Stored items:
↓↓↓

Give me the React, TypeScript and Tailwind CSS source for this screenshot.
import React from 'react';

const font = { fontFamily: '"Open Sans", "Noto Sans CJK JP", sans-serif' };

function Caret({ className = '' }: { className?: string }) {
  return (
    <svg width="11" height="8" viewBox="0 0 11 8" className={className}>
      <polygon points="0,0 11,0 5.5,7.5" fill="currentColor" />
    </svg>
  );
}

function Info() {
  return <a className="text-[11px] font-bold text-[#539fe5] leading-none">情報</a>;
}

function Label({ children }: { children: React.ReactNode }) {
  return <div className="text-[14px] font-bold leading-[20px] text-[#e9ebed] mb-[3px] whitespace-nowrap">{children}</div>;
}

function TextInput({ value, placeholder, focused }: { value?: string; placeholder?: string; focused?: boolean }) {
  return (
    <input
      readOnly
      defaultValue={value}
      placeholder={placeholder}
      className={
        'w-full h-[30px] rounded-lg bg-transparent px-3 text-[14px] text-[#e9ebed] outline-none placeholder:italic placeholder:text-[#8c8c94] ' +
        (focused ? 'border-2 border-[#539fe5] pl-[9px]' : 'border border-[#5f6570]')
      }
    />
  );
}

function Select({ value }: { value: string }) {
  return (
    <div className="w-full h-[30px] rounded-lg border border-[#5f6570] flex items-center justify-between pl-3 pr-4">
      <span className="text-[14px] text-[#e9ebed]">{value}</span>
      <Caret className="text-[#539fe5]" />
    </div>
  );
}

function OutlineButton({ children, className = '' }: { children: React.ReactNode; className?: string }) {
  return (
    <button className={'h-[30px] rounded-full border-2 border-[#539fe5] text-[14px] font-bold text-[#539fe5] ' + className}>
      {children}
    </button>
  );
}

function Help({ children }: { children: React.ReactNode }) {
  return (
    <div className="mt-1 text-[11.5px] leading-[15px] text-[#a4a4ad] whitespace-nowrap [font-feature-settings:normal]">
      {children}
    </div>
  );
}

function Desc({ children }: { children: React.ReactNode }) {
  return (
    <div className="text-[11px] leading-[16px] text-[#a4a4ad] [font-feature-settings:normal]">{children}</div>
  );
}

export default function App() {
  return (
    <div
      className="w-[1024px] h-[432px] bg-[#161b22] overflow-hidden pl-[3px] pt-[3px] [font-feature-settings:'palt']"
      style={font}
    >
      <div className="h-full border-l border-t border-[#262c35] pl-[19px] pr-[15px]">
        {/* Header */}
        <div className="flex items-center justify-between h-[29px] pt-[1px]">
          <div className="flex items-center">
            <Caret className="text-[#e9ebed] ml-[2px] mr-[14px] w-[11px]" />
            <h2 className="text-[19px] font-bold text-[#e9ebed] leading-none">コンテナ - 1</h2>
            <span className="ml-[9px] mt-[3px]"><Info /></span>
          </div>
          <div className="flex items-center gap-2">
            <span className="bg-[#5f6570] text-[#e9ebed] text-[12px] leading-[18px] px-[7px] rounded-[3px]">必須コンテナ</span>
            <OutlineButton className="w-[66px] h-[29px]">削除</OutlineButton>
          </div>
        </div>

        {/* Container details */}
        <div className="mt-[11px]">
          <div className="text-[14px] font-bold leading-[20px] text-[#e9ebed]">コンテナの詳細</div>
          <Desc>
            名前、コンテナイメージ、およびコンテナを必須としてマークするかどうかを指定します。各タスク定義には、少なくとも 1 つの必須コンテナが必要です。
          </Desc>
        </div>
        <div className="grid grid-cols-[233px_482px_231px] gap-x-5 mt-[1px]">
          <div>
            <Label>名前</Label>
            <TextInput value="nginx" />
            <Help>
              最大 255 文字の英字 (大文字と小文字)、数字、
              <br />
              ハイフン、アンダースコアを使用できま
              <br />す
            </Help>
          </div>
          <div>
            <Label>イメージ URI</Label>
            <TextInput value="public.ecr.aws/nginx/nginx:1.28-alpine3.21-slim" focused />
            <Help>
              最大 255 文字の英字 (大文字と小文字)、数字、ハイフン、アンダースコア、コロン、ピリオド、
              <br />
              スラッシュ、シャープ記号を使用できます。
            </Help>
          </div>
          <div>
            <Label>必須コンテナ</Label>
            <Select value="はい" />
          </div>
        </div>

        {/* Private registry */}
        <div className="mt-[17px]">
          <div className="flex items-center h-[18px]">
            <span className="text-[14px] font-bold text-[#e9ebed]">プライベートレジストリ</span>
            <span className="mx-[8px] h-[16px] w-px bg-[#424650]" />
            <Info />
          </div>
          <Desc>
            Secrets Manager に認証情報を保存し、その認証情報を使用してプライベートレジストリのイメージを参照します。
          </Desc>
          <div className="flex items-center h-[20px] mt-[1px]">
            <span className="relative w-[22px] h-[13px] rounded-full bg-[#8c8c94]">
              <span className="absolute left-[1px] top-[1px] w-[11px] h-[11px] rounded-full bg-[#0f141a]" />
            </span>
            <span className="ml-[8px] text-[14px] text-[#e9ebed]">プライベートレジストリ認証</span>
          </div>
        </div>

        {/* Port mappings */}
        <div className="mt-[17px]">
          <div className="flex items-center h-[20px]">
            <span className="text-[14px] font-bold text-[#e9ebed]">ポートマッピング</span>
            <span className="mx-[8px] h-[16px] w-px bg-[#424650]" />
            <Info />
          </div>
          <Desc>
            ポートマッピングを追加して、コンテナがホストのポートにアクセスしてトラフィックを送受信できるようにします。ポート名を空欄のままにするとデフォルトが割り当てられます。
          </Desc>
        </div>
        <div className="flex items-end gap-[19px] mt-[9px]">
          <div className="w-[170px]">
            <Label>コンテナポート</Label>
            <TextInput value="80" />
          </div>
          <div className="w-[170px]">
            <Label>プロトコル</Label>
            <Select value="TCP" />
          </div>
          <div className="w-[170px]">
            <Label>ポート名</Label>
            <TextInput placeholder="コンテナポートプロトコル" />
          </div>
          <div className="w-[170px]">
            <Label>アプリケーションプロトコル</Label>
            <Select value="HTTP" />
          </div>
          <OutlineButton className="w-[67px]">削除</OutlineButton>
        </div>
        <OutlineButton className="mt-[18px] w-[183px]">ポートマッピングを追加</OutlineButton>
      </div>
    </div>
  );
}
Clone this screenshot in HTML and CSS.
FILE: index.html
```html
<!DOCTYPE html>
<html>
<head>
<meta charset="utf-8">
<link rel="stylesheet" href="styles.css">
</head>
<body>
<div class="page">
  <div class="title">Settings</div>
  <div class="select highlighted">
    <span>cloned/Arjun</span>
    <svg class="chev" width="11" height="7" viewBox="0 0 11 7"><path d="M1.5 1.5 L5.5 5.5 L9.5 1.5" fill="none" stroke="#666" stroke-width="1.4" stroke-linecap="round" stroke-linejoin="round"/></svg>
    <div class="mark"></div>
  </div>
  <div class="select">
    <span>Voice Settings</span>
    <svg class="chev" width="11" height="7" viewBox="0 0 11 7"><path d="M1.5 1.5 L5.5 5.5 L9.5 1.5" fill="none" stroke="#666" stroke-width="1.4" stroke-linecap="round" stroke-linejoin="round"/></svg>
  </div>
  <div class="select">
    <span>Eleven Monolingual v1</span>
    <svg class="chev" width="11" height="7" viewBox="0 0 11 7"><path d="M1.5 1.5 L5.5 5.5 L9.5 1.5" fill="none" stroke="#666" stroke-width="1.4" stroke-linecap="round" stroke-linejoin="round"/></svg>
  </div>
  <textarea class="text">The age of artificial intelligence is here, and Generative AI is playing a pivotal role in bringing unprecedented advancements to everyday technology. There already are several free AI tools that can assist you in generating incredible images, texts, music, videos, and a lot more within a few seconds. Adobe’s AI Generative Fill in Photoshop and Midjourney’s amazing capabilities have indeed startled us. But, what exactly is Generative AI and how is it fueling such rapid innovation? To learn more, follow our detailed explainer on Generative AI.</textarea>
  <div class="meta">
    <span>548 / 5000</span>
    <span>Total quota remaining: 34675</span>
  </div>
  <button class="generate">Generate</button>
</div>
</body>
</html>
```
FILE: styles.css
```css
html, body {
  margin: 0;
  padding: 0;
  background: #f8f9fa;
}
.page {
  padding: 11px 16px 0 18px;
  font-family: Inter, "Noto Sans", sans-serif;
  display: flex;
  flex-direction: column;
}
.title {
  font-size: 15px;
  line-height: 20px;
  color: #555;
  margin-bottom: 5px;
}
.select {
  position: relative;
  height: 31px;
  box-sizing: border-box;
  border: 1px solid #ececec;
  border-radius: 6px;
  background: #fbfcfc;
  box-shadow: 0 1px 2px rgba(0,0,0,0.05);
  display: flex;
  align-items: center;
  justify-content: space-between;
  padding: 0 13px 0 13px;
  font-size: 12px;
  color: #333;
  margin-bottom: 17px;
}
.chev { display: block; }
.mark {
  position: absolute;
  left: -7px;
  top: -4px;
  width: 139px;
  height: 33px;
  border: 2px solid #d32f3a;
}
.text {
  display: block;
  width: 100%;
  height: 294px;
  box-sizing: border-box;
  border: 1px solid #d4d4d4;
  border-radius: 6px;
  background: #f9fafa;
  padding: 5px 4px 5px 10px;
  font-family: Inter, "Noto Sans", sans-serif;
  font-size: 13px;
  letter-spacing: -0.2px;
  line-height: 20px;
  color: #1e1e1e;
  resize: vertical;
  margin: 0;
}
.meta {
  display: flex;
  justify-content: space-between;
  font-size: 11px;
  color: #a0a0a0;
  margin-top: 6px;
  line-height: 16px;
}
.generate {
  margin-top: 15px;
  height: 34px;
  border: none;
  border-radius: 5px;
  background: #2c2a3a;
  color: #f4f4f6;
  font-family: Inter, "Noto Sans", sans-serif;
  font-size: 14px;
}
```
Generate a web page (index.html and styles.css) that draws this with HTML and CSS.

↑↑↑

> **WRITTEN REQUEST**
Select all lines in the listing that include the word "page".

> **THE COMPLETED TASK**
<div class="page">
.page {
Generate a web page (index.html and styles.css) that draws this with HTML and CSS.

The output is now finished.